I hated going home alone and that was precisely why I was here, to pick up my next honey to keep my bed loud and my loneliness at bay. Every night, I had a new chick. It had been a really long time since I’d picked up a woman that I kept around for more than a night. Finding a girl out here took some time, but getting them in my bed was easy, especially when I told them where I lived.

These chicks were the same as the Palm Beach ones, looking for their ticket to a more lucrative future. Only they didn’t have the fake tits and expensive makeup to get them there faster. Man, they had spirit, though. I loved a girl that was sassy and ready to give me some shit before I got her back to the bedroom. The girls out here were way more assertive as well, not just lying there with their tits bouncing up and down and their feet over their head. These girls liked to take control and get on top, riding me until the sun came up.

Tonight, I was determined not to let the loneliness get ahold of me. I would definitely take some beautiful broad back to Palm Beach with me. Hell, I might just take a girl across the street to the beach and bend them over the rocks out by the water. It would keep me from having to get them out of my place in the morning, something I didn’t feel like dealing with.

One thing all these chicks had in common was the fact that they were looking for their next husband. But not me. I wasn’t looking to find love and settle down. I had seen the family thing in motion, and I was not interested in becoming part of it in the least.

I had much better things to do with my time than raising some snot-nosed kid while my wife bitched at me for going to the bar. Besides, no commitment meant no stress and no heartbreak, which to me, sounded like the perfect kind of lifestyle.

These days, I had a hard enough time getting up and getting out of the house in one piece. I was surprised some days that I remembered to eat, much less take care of anyone else. I liked my freedom, I liked my quiet, and I liked to be able to combat any lack of companionship with a good amount of alcohol and a girl with her panties around her ankles, bent over a box in the back of the club. It was easy, clean, and simple, and I never had to worry about the drama and emotions of it all.

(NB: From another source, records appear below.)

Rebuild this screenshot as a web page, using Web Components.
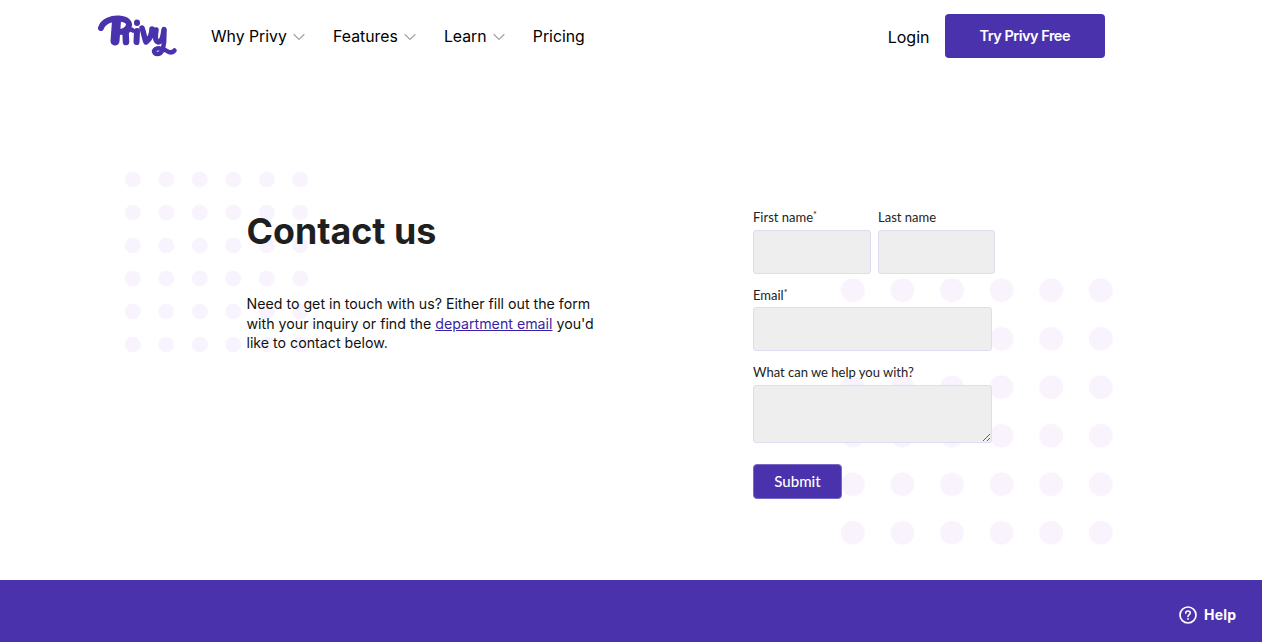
<!DOCTYPE html>
<html lang="en"><head><meta charset="utf-8"><title>Contact us</title>
<style>
html,body{margin:0;padding:0;background:#fff;overflow:hidden;height:642px}
body{font-family:Inter,"Liberation Sans",sans-serif;color:#111;width:1262px}
</style></head>
<body>
<privy-page>
  <privy-header slot="header"></privy-header>
  <contact-hero slot="main">
    <h-text slot="copy"></h-text>
    <contact-form slot="form"></contact-form>
  </contact-hero>
  <privy-footer slot="footer"></privy-footer>
</privy-page>
<script>
function def(name, html){
  customElements.define(name, class extends HTMLElement{
    constructor(){super();this.attachShadow({mode:'open'}).innerHTML=html;}
  });
}
def('privy-page',`<style>:host{display:flex;flex-direction:column;height:642px}
::slotted([slot=main]){flex:1}</style>
<slot name="header"></slot><slot name="main"></slot><slot name="footer"></slot>`);

def('nav-item',`<style>:host{display:inline-flex;align-items:center;gap:6px;font:400 15.8px/20px Inter,sans-serif;color:#000}
svg{display:block;margin-top:1px}</style><slot></slot>
<svg width="12" height="8" viewBox="0 0 12 8" fill="none"><path d="M.7 1.2L6 6.400L11.300 1.200" stroke="#a3a3a8" stroke-width="1.200"/></svg>`);

def('privy-logo',`<style>:host{display:block;width:80px;height:44px}svg{display:block}</style>
<svg width="80" height="44" viewBox="0 0 80 44" fill="none" stroke="#4b32ad" stroke-linecap="round" stroke-linejoin="round" role="img" aria-label="Privy">
<path d="M3 13C5 6 14 3 21 3.500C29 4 33 8 30 12.500C27.500 16 24 17 21 17" stroke-width="6"/>
<path d="M18.500 6L17 26" stroke-width="9"/>
<path d="M27.500 16L28 27" stroke-width="6.500"/>
<path d="M29 17C31 14 33 14 35 15.500" stroke-width="4.500"/>
<path d="M39 16L38.500 27" stroke-width="6"/>
<path d="M39 7.500L39 8" stroke-width="6"/>
<path d="M44 13C46 18 46.500 24 48 27C52 24 54 20 54 14" stroke-width="5.500"/>
<path d="M58 15C57 21 57 26 60 27C63 27 65 23 66 15" stroke-width="5.500"/>
<path d="M66 14C67 24 66 31 64 36C62 40 56 40 56 36C58 32 65 33 69 36C72 38 74.500 38 76.500 35.500" stroke-width="4.500"/>
</svg>`);

def('privy-header',`<style>
:host{display:flex;align-items:center;height:72px;padding:0 157px 0 98px;box-sizing:border-box;font:400 15.800px/20px Inter,sans-serif;color:#000}
.logo{margin-top:1px;margin-right:33px}
nav{display:flex;align-items:center;gap:28.200px;flex:1;padding-top:1px}
.login{font-size:16px;margin-right:15px;padding-top:1px}
.cta{display:flex;align-items:center;justify-content:center;width:160.500px;height:44px;box-sizing:border-box;background:#4b32ad;border-radius:4px;color:#fff;font:600 14.500px/18px Inter,sans-serif;letter-spacing:-.5px;text-decoration:none}
</style>
<privy-logo class="logo"></privy-logo>
<nav><nav-item>Why Privy</nav-item><nav-item>Features</nav-item><nav-item>Learn</nav-item><span>Pricing</span></nav>
<span class="login">Login</span><a class="cta">Try Privy Free</a>`);

def('dot-field',`<style>
:host{display:block;position:absolute;pointer-events:none;
background-size:var(--sx) var(--sy);background-repeat:repeat;
background-image:radial-gradient(circle at center,#f8f3fd var(--r),transparent calc(var(--r) + .7px))}
</style>`);

def('h-text',`<style>
:host{display:block;width:360px;color:#111}
h1{margin:0 0 41px;font:700 35.800px/43px Inter,sans-serif;color:#1f1f1f}
p{margin:0;font:400 14.200px/19.500px Inter,sans-serif;color:#111}
a{color:#3a1fa8}
</style>
<h1>Contact us</h1>
<p>Need to get in touch with us? Either fill out the form<br>with your inquiry or find the <a href="#">department email</a> you'd<br>like to contact below.</p>`);

def('contact-hero',`<style>
:host{display:grid;grid-template-columns:360px 239px;column-gap:146.500px;align-content:start;position:relative;padding:138px 0 0 246.500px;box-sizing:border-box}
dot-field.a{left:115.750px;top:91px;width:201px;height:198px;--sx:33.500px;--sy:33px;--r:7.500px}
dot-field.b{left:828px;top:193.500px;width:297.500px;height:291px;--sx:49.600px;--sy:48.500px;--r:11.500px}
.c{position:relative;grid-column:1}
.f{position:relative;margin-top:-1px}
</style>
<dot-field class="a"></dot-field><dot-field class="b"></dot-field>
<div class="c"><slot name="copy"></slot></div><div class="f"><slot name="form"></slot></div>`);

def('contact-form',`<style>
:host{display:block;width:260px;font:400 13px/16px "Lato","Open Sans",sans-serif;color:#222}
form{display:flex;flex-direction:column}
.row{display:flex;gap:7px}
label{display:block}
input,textarea{display:block;box-sizing:border-box;margin:5px 0 0;padding:4px;background:#eee;border:1px solid #e0dcf2;border-radius:3px;width:239px;height:44px;font:inherit}
.row input{width:118px}
.row label+label input{width:117px}
.g{margin-top:13px}
.g input{margin-top:4px}
.g2{margin-top:13px}
textarea{height:58px;resize:vertical}
button{align-self:flex-start;margin-top:21px;width:89px;height:35px;border:1px solid #7a68c6;background:#4b32ad;border-radius:4px;color:#fff;font:500 15px/18px "Lato",sans-serif;padding:0 0 2px}
sup{font-size:9px;line-height:0;vertical-align:4px}
</style>
<form onsubmit="return false">
<div class="row"><label>First name<sup>*</sup><input aria-label="First name"></label><label>Last name<input aria-label="Last name"></label></div>
<label class="g">Email<sup>*</sup><input aria-label="Email"></label>
<label class="g2">What can we help you with?<textarea aria-label="Message"></textarea></label>
<button>Submit</button>
</form>`);

def('privy-footer',`<style>
:host{display:block;position:relative;height:62px;background:#4b32ad}
.help{position:absolute;left:1179px;top:26px;display:flex;align-items:center;gap:7px;color:#fff;font:700 14px/18px Inter,sans-serif;letter-spacing:.2px}
svg{display:block}
</style>
<div class="help"><svg width="18" height="18" viewBox="0 0 18 18" fill="none" stroke="#fff"><circle cx="9" cy="9" r="8" stroke-width="1.700"/><path d="M6.700 7.100C6.800 5.700 7.800 5 9 5C10.300 5 11.300 5.800 11.300 7C11.300 8.500 9 8.600 9 10.400" stroke-width="1.600" stroke-linecap="round"/><circle cx="9" cy="12.900" r=".7" fill="#fff" stroke-width=".6"/></svg><span>Help</span></div>`);
</script>
</body></html>
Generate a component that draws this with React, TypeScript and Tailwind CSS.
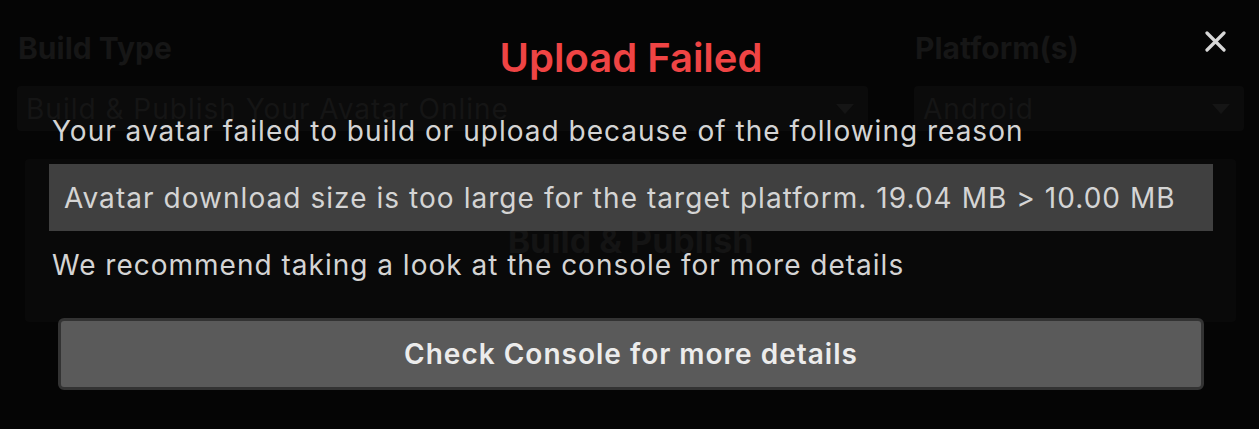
const font = { fontFamily: "Inter, 'Noto Sans', sans-serif" };

function CloseIcon() {
  return (
    <svg className="absolute right-[33px] top-[31px] h-[21px] w-[21px]" viewBox="0 0 21 21" fill="none">
      <path d="M2 2L19 19M19 2L2 19" stroke="#d8d8d8" strokeWidth="3.2" strokeLinecap="round" />
    </svg>
  );
}

function Background() {
  return (
    <div className="flex flex-col">
      <div className="flex gap-[46px] pl-[17px] pr-[15px] pt-[28px]">
        <div className="w-[851px]">
          <div className="h-[40px] pl-[1px] text-[30px] font-bold leading-[40px] text-[#161616]">Build Type</div>
          <div className="mt-[18px] flex h-[45px] items-center justify-between rounded-[4px] bg-[#0b0b0b] pl-[9px] pr-[14px]">
            <span className="text-[28px] leading-[36px] tracking-[1px] text-[#151515]">Build &amp; Publish Your Avatar Online</span>
            <span className="h-0 w-0 border-x-[9px] border-t-[10px] border-x-transparent border-t-[#151515]" />
          </div>
        </div>
        <div className="flex-1">
          <div className="h-[40px] pl-[1px] text-[30px] font-bold leading-[40px] text-[#161616]">Platform(s)</div>
          <div className="mt-[18px] flex h-[45px] items-center justify-between rounded-[4px] bg-[#0b0b0b] pl-[9px] pr-[14px]">
            <span className="text-[28px] leading-[36px] tracking-[1px] text-[#151515]">Android</span>
            <span className="h-0 w-0 border-x-[9px] border-t-[10px] border-x-transparent border-t-[#151515]" />
          </div>
        </div>
      </div>
      <div className="ml-[25px] mr-[23px] mt-[28px] flex h-[163px] items-center justify-center rounded-[4px] bg-[#090909]">
        <span className="text-[34px] font-bold leading-[40px] text-[#141414]">Build &amp; Publish</span>
      </div>
    </div>
  );
}

function ErrorModal() {
  return (
    <div className="absolute inset-0 flex flex-col pl-[49px] pr-[46px]">
      <div className="pt-[35px] text-center text-[40px] font-semibold leading-[46px] text-[#ef4444]">Upload Failed</div>
      <div className="mt-[34px] pl-[3px] text-[28px] leading-[32px] tracking-[1px] text-[#d4d4d4]">
        Your avatar failed to build or upload because of the following reason
      </div>
      <div className="mt-[17px] flex h-[67px] items-center bg-[#404040] px-[15px] text-[28px] leading-[32px] tracking-[1.05px] text-[#d4d4d4]">
        Avatar download size is too large for the target platform. 19.04 MB &gt; 10.00 MB
      </div>
      <div className="mt-[18px] pl-[3px] text-[28px] leading-[32px] tracking-[1px] text-[#d4d4d4]">
        We recommend taking a look at the console for more details
      </div>
      <button className="mx-[9px] mt-[37px] flex h-[72px] items-center justify-center rounded-[6px] border-[3px] border-[#333333] bg-[#5a5a5a] text-[28px] font-semibold tracking-[1px] text-[#ececec]">
        Check Console for more details
      </button>
      <CloseIcon />
    </div>
  );
}

export default function App() {
  return (
    <div className="relative h-[429px] w-[1259px] overflow-hidden bg-[#050505]" style={font}>
      <Background />
      <ErrorModal />
    </div>
  );
}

I learned very quickly, when you let your emotions, good or bad, rule your existence, you were easily fooled into thinking life was long and good. I knew all too well that it was total bullshit, and no one really got to live the dream with the people they loved. It was a fairy tale, and I hadn’t seen the least bit of proof to show me otherwise.

I was perfectly happy living off my inheritance, regardless of how dwindling it was, and not ever seeing the damn law firm again. My parents had been lawyers, and I had gone to school to become one because that was just what our family did. I could still remember the day so clearly in my mind.

I was off for spring break, and I decided to go home to Palm Beach instead of joining my friends in the islands. I hadn’t seen my parents since New Year’s, and I thought it would be nice to surprise them and see how their firm was holding up. I also wanted to get some rest before starting to gear up for finals.

My parents decided we should all go out on the sailboat, something my father had been dying to do all winter, but the storms had been so bad, he didn’t take the boat out of dry dock. We had spent hours getting the thing ready. When it was all set, we boarded her, and the three of us spent the day on the water.

That night, though, as we headed back to shore, a group of kids were partying too hard and hauling ass through the waves without their lights on. Before my father could react, we were on them and both boats capsized. I was the only one still breathing when they pulled me out of the water. I didn’t remember anything after the crash, but I did know that I was lying in the hospital, an orphan and the inheritor of my parents’ estate, including B & B Law Firm.